Translation of social media content into different languages is a growing business

Regardless of the means, you can write a small text on “Bridge” which sends the same to a translator who translates the text and sends it to an editor, if necessary. Finally, you will get an accurate translation of your text. It should be noted that the best translations involve a variety of skills such as editing, grammar and spelling. Thus, “Bridge” helps translators to collaborate with each other highlighting their individual contributions.

Since the main goal of “Bridge” is to open new channels of communication that transcend language and cultural divisions on the internet, all contents can be shared and are designed to be seamless as if you share the same in your native language on social media.

Currently, “Bridge” is still a trial version. Noha Dawood gives us the latest developments, “at this stage, we have many projects, but we focus on translation at conferences on human rights and crises of refugee camps and needs, as our team is trying to facilitate communication between aid workers and refugees.”

Noha adds, “Most translations are from English to Arabic and vice versa. Translators are from different countries of the world such as Palestine, Syria, Lebanon and Egypt, and they have volunteered to complete such task.”

“Bridge” is tested by partners of “Maydan” that are keen to evaluate and review it and help the team develop it based on the results of operation. Noha Dawood stresses that any person or institution interested in participating in the application test or joining as a partner should simply communicate with the team.

For example, she mentions “Bridge for Crisis”, an initiative to translate into Arabic tweets on refugee issues using “Bridge Application” and she states, “With the help of a group of volunteer translators, 10 to 15 tweets about news of refugee camp and needs were translated a day.” She also indicates that all translations are posted on Twitter @bridgeforcrisis.

Speaking of such partnerships, Noha Dawood continues, “We also began a partnership with the “Access Now” team, organizer of “Rice Kun” (one of the world’s largest human rights and technology conferences) and Global Voices to momentarily cover the conference for non-English speakers and then translate English coverage into Arabic, Spanish and French.”

However, partnerships alone are not enough, but feedback from translators is more important. “After this conference, we met with translators to get information about their experiences in the direct Tweeting process and the use of the application. A testimony from a volunteer translator from English to Spanish was among the most notable opinions, as she said, “I think it was a great experience. The application facilitates the process of translating tweets.” Noha Dawood explains.

Noha also says, “I think this effort is very important in order for information, resources and conversations in such type of event to be available to a greater number of people in their own languages. However. I think it is important to highlight translation efforts and Twitter accounts on which translations will be published, in addition to giving organizations and people participating in events access to the same so that they can also share the content on their Twitter pages.”

Noha Dawood does not hesitate to say, “Like any software being developed, we consider how to make “Bridge” application as easy to use as possible.
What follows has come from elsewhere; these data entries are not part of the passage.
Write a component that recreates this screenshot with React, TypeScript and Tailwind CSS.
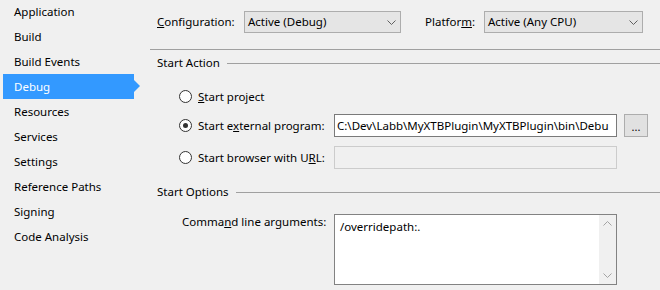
import { useState } from "react";

const navItems = [
    "Application",
    "Build",
    "Build Events",
    "Debug",
    "Resources",
    "Services",
    "Settings",
    "Reference Paths",
    "Signing",
    "Code Analysis",
];

function Chevron({ up = false, color = "#606060" }: { up?: boolean; color?: string }) {
    return (
        <svg width="9" height="5" viewBox="0 0 9 5" className="block">
            <path
                d={up ? "M0.5 4.5 L4.5 0.5 L8.5 4.5" : "M0.5 0.5 L4.5 4.5 L8.5 0.5"}
                fill="none"
                stroke={color}
                strokeWidth="1"
            />
        </svg>
    );
}

function Radio({ checked }: { checked?: boolean }) {
    return (
        <div className="w-[13px] h-[13px] rounded-full border border-[#333333] bg-white flex items-center justify-center shrink-0">
            {checked && <div className="w-[5px] h-[5px] rounded-full bg-[#333333]"></div>}
        </div>
    );
}

function Select({ value, width }: { value: string; width: string }) {
    return (
        <div className={`${width} h-[22px] bg-[#e5e5e5] border border-[#adadad] flex items-center justify-between pl-[3px] pr-[4px]`}>
            <span>{value}</span>
            <Chevron />
        </div>
    );
}

function SectionHeader({ title }: { title: string }) {
    return (
        <div className="h-[26px] flex items-center pl-[7px]">
            <span>{title}</span>
            <div className="grow ml-[7px] border-t border-[#a0a0a0]"></div>
        </div>
    );
}

export default function App() {
    const [active] = useState("Debug");

    return (
        <div
            className="w-[660px] h-[290px] bg-[#f0f0f0] flex text-[11.5px] leading-[16px] text-black overflow-hidden"
            style={{ fontFamily: '"Segoe UI", "Noto Sans", sans-serif' }}
        >
            {/* Sidebar */}
            <div className="w-[150px] shrink-0 -mt-px">
                {navItems.map((item) =>
                    item === active ? (
                        <div key={item} className="relative ml-[3px] w-[131px] h-[25px] bg-[#3399ff] text-white flex items-center pl-[11px]">
                            {item}
                            <div className="absolute left-[131px] top-[6px] w-0 h-0 border-y-[6px] border-y-transparent border-l-[6px] border-l-[#3399ff]"></div>
                        </div>
                    ) : (
                        <div key={item} className="h-[25px] flex items-center pl-[14px]">
                            {item}
                        </div>
                    )
                )}
            </div>

            {/* Main */}
            <div className="grow flex flex-col">
                <div className="h-[44px] flex items-center pl-[7px]">
                    <span className="w-[87px]">
                        <span className="underline">C</span>onfiguration:
                    </span>
                    <Select value="Active (Debug)" width="w-[157px]" />
                    <span className="ml-[24px] w-[59px]">
                        Platfor<span className="underline">m</span>:
                    </span>
                    <Select value="Active (Any CPU)" width="w-[159px]" />
                </div>
                <div className="mt-[5px] border-t border-[#a0a0a0]"></div>

                <SectionHeader title="Start Action" />

                <div className="pl-[29px]">
                    <div className="mt-[9px] h-[23px] flex items-center gap-[6px]">
                        <Radio />
                        <span>
                            <span className="underline">S</span>tart project
                        </span>
                    </div>
                    <div className="mt-[6px] h-[23px] flex items-center">
                        <Radio checked />
                        <span className="ml-[6px] w-[136px]">
                            Start e<span className="underline">x</span>ternal program:
                        </span>
                        <div className="w-[283px] h-[23px] bg-white border border-[#7a7a7a] flex items-center pl-[2px] overflow-hidden whitespace-nowrap">
                            C:\Dev\Labb\MyXTBPlugin\MyXTBPlugin\bin\Debu
                        </div>
                        <div className="ml-[7px] w-[24px] h-[23px] bg-[#e1e1e1] border border-[#adadad] flex items-end justify-center pb-[4px] text-[11px] leading-[11px]">
                            ...
                        </div>
                    </div>
                    <div className="mt-[9px] h-[23px] flex items-center">
                        <Radio />
                        <span className="ml-[6px] w-[136px]">
                            Start browser with U<span className="underline">R</span>L:
                        </span>
                        <div className="w-[283px] h-[23px] bg-[#f0f0f0] border border-[#cccccc]"></div>
                    </div>
                </div>

                <div className="mt-[10px]">
                    <SectionHeader title="Start Options" />
                </div>

                <div className="mt-[9px] flex pl-[32px]">
                    <span className="w-[152px]">
                        Comma<span className="underline">n</span>d line arguments:
                    </span>
                    <div className="w-[283px] h-[71px] bg-white border border-[#828282] flex">
                        <div className="grow pl-[5px] pt-[4px]">/overridepath:.</div>
                        <div className="w-[17px] bg-[#f0f0f0] flex flex-col items-center justify-between py-[6px]">
                            <Chevron up color="#a3a3a3" />
                            <Chevron color="#a3a3a3" />
                        </div>
                    </div>
                </div>
            </div>
        </div>
    );
}
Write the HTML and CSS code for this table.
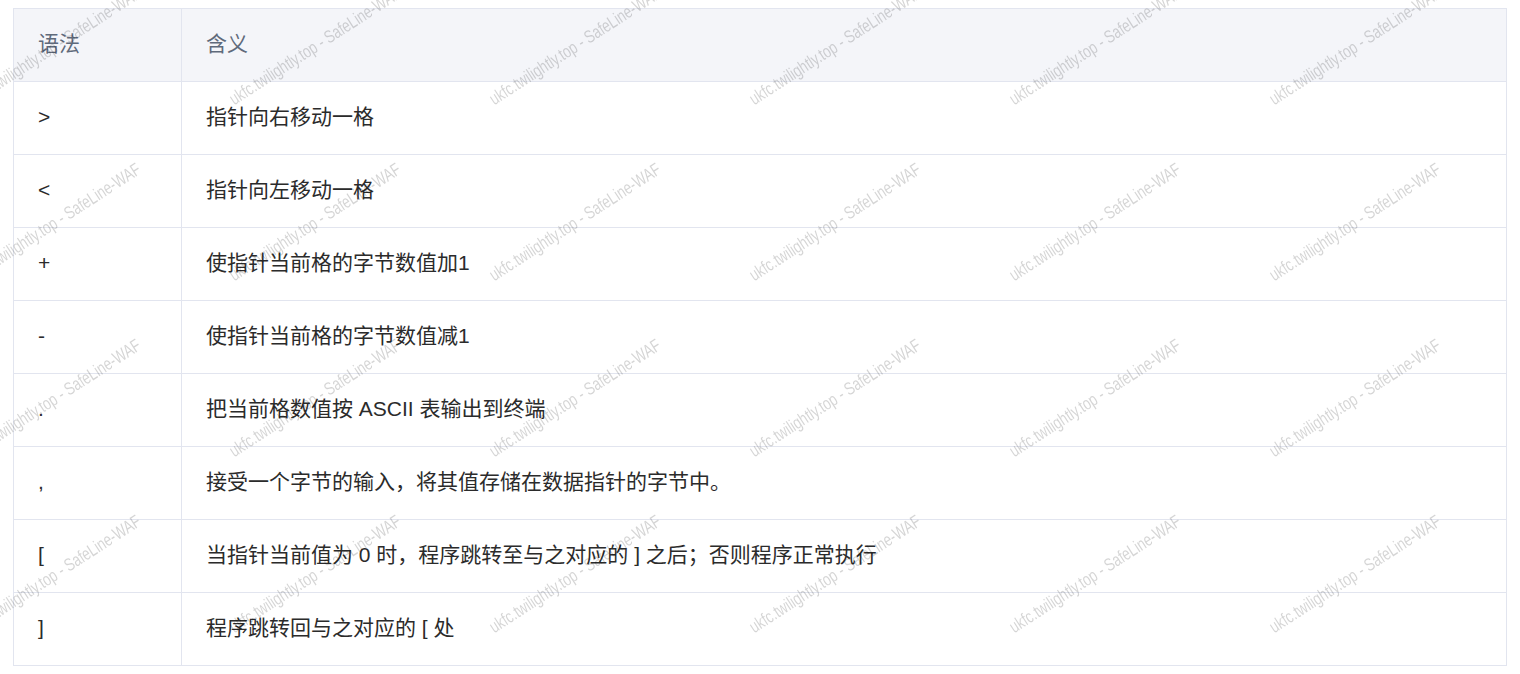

For us, it is important that translators can perform their task with as little effort as possible, in addition to providing the largest possible assistance (such as integration of a dictionary and machine translation) in the application. In this way, “Bridge” can provide reliable translations.

The application is still in the pilot phase and “Maydan” team is trying to improve the application based on the feedback from partners and users. Further, they are developing an application for Android and they hope to launch “Bridge” for all internet users in the near future.

Finally, Noha indicates that the final version of “Bridge” should be the best version so that the application can easily be used by any group interested in translating a particular content on social media.